Background on the solver

My goal was to increase diversity within teams. This is an instance of the Maximally Diverse Grouping Problem (MDGP). It's like an anti-clustering problem: you want to group elements together if they're different rather than similar.

Like clustering, the problem divides into two parts. First, define a distance function that tells you how different any two people are. Second, find a partition that maximises the sum of distances among the pairs within each group. The second step is what most MDGP papers address.

Most recent MDGP papers benchmark their methods against a publicly available library of MDGP solvers, available from the Optsicom website. I used this library. Unfortunately it's not open-source. You have to call the jar from the command line and pass it a text file of pairwise distances and constraints (number of teams, limits on team size). It then writes its solution to file.

The wrapper

I wrote a Python wrapper that does the following:

  1. Takes a CSV file of responses to the Individual Differences Survey
  2. Calculates the distances between individuals & writes them to file
    • Features: for the psych tests, I only used the scores (I ignored responses to individual items, and the timing measures). I ignored college major and other language because they're free text input. Otherwise I used all the substantive variables.
    • Normalisation: I normalised each variable to have range 0-1
    • Distance function: Manhattan distance
  3. Runs the MDGP solver on that input, interprets the solver's output, and writes the final team assignments to file.
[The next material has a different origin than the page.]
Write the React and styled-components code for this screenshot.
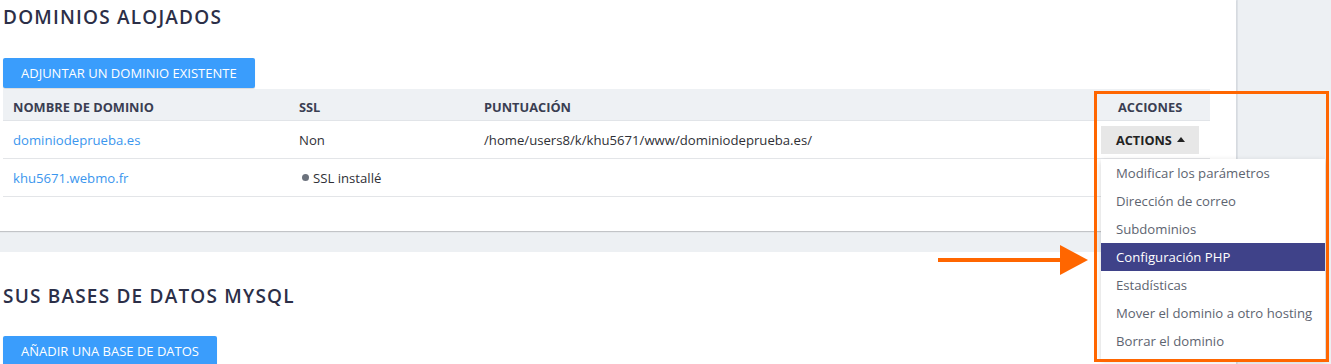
import React from "react"
import styled, { createGlobalStyle } from "styled-components"

const GlobalStyle = createGlobalStyle`
  body {
    margin: 0;
    background: #edf0f3;
    font-family: "Open Sans", "Liberation Sans", sans-serif;
    color: #33343b;
  }
`

const Page = styled.div`
  display: flex;
  height: 364px;
  overflow: hidden;
  position: relative;
`

const Main = styled.div`
  width: 1236px;
  display: flex;
  flex-direction: column;
  gap: 21px;
`

const Sidebar = styled.div`
  flex: 1;
  border-left: 2px solid #dde1e6;
  background: #edf0f3;
`

const Card = styled.section`
  background: #fff;
  padding: ${({ $top }) => $top}px 26px ${({ $bottom }) => $bottom}px 3px;
  box-shadow: 0 1px 1px rgba(0, 0, 0, 0.18);
  position: relative;
`

const Title = styled.h2`
  margin: 0;
  height: 34px;
  line-height: 34px;
  font-size: 19px;
  font-weight: 600;
  letter-spacing: 1.2px;
  color: #2c2f48;
  font-family: "Open Sans", "Liberation Sans", sans-serif;
`

const PrimaryButton = styled.button`
  margin-top: ${({ $gap }) => $gap}px;
  height: 30px;
  padding: 0 18px;
  border: none;
  border-radius: 2px;
  background: #3a9dfc;
  color: #fff;
  font-family: "Open Sans", "Liberation Sans", sans-serif;
  font-size: 13px;
  text-transform: uppercase;
  box-shadow: 0 1px 1px rgba(0, 0, 0, 0.15);
`

const Table = styled.div`
  margin-top: 1px;
  display: grid;
  grid-template-columns: 286px 185px 624px 112px;
`

const HeadCell = styled.div`
  height: 32px;
  display: flex;
  align-items: center;
  padding: 4px 0 0 ${({ $pad }) => $pad || 10}px;
  background: #eef1f4;
  border-bottom: 1px solid #e1e4e8;
  box-sizing: border-box;
  font-size: 12.8px;
  font-weight: 700;
  color: #3a3e52;
  text-transform: uppercase;
`

const Cell = styled.div`
  height: 38px;
  display: flex;
  align-items: center;
  padding-left: ${({ $pad }) => ($pad === undefined ? 10 : $pad)}px;
  border-bottom: 1px solid #e3e5e8;
  box-sizing: border-box;
  font-size: 13.15px;
  color: #2f3036;
  position: relative;
`

const DomainLink = styled.a`
  color: #3b96ee;
  text-decoration: none;
  font-size: 13.15px;
`

const StatusDot = styled.span`
  width: 7px;
  height: 7px;
  border-radius: 50%;
  background: #6c727d;
  margin: 0 4px 0 3px;
`

const ActionsButton = styled.button`
  height: 28px;
  width: 98px;
  padding: 0 0 0 15px;
  display: flex;
  align-items: center;
  gap: 5px;
  border: none;
  background: #e7e7e7;
  font-family: "Open Sans", "Liberation Sans", sans-serif;
  font-size: 12.7px;
  font-weight: 700;
  color: #222;
`

const Menu = styled.ul`
  position: absolute;
  top: 38px;
  left: 3px;
  width: 224px;
  margin: 0;
  padding: 0 0 4px;
  list-style: none;
  background: #fff;
  box-shadow: 0 2px 6px rgba(0, 0, 0, 0.18);
  z-index: 2;
`

const MenuItem = styled.li`
  height: 28px;
  display: flex;
  align-items: center;
  padding-left: 15px;
  font-size: 13.15px;
  color: ${({ $active }) => ($active ? "#ffffff" : "#5d6470")};
  background: ${({ $active }) => ($active ? "#3f4289" : "transparent")};
`

const Highlight = styled.div`
  position: absolute;
  left: 1094px;
  top: 91px;
  width: 235px;
  height: 271px;
  box-sizing: border-box;
  border: 3px solid #ff6600;
  z-index: 3;
  pointer-events: none;
`

const Arrow = styled.svg`
  position: absolute;
  left: 936px;
  top: 244px;
  z-index: 3;
`

const menuItems = [
  "Modificar los parámetros",
  "Dirección de correo",
  "Subdominios",
  "Configuración PHP",
  "Estadísticas",
  "Mover el dominio a otro hosting",
  "Borrar el dominio",
]

export default function App() {
  return (
    <>
      <GlobalStyle />
      <Page>
        <Main>
          <Card $top={0} $bottom={34}>
            <Title>DOMINIOS ALOJADOS</Title>
            <PrimaryButton $gap={24}>Adjuntar un dominio existente</PrimaryButton>
            <Table>
              <HeadCell>Nombre de dominio</HeadCell>
              <HeadCell>SSL</HeadCell>
              <HeadCell>Puntuación</HeadCell>
              <HeadCell $pad={20}>Acciones</HeadCell>

              <Cell><DomainLink href="#">dominiodeprueba.es</DomainLink></Cell>
              <Cell>Non</Cell>
              <Cell>/home/users8/k/khu5671/www/dominiodeprueba.es/</Cell>
              <Cell $pad={3}>
                <ActionsButton>
                  ACTIONS
                  <svg width="8" height="5" viewBox="0 0 8 5">
                    <path d="M0 5 L4 0 L8 5 Z" fill="#222" />
                  </svg>
                </ActionsButton>
                <Menu>
                  {menuItems.map((item) => (
                    <MenuItem key={item} $active={item === "Configuración PHP"}>
                      {item}
                    </MenuItem>
                  ))}
                </Menu>
              </Cell>

              <Cell><DomainLink href="#">khu5671.webmo.fr</DomainLink></Cell>
              <Cell><StatusDot />SSL installé</Cell>
              <Cell />
              <Cell />
            </Table>
          </Card>
          <Card $top={27} $bottom={0}>
            <Title>SUS BASES DE DATOS MYSQL</Title>
            <PrimaryButton $gap={23}>Añadir una base de datos</PrimaryButton>
          </Card>
        </Main>
        <Sidebar />
        <Highlight />
        <Arrow width="154" height="32" viewBox="0 0 154 32">
          <rect x="2" y="14" width="124" height="4" fill="#ff6600" />
          <path d="M124 1 L152 16 L124 31 Z" fill="#ff6600" />
        </Arrow>
      </Page>
    </>
  )
}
It's pretty simple; if you want to modify, say, the distance function it should be straightforward.

Performance:

The MDGP solver dramatically improves covariate balance across teams, for all features, with real data. To evaluate performance, I took T&E's sample of 301 people, and used the solver to create 10 teams of 30 or 31 people. I looked at the variation among the team means on each variable. Compared to random assignments, the solver reduces the standard deviation of the mean by about 65% for all variables:

Covariate balance improved 65% with the solver

The solver also produces a small but consistent improvement in diversity within teams. The mean of the within-team standard deviations increased by about 3% for all variables:

Team diversity improved 3% with the solver

Note: In relative terms, the improvement in covariate balance looks larger than the improvement in within-team diversity. However, in absolute terms, the increase in within-team variance must be exactly the same size as the decrease in between-team variance. This follows from the Law of Total Variance.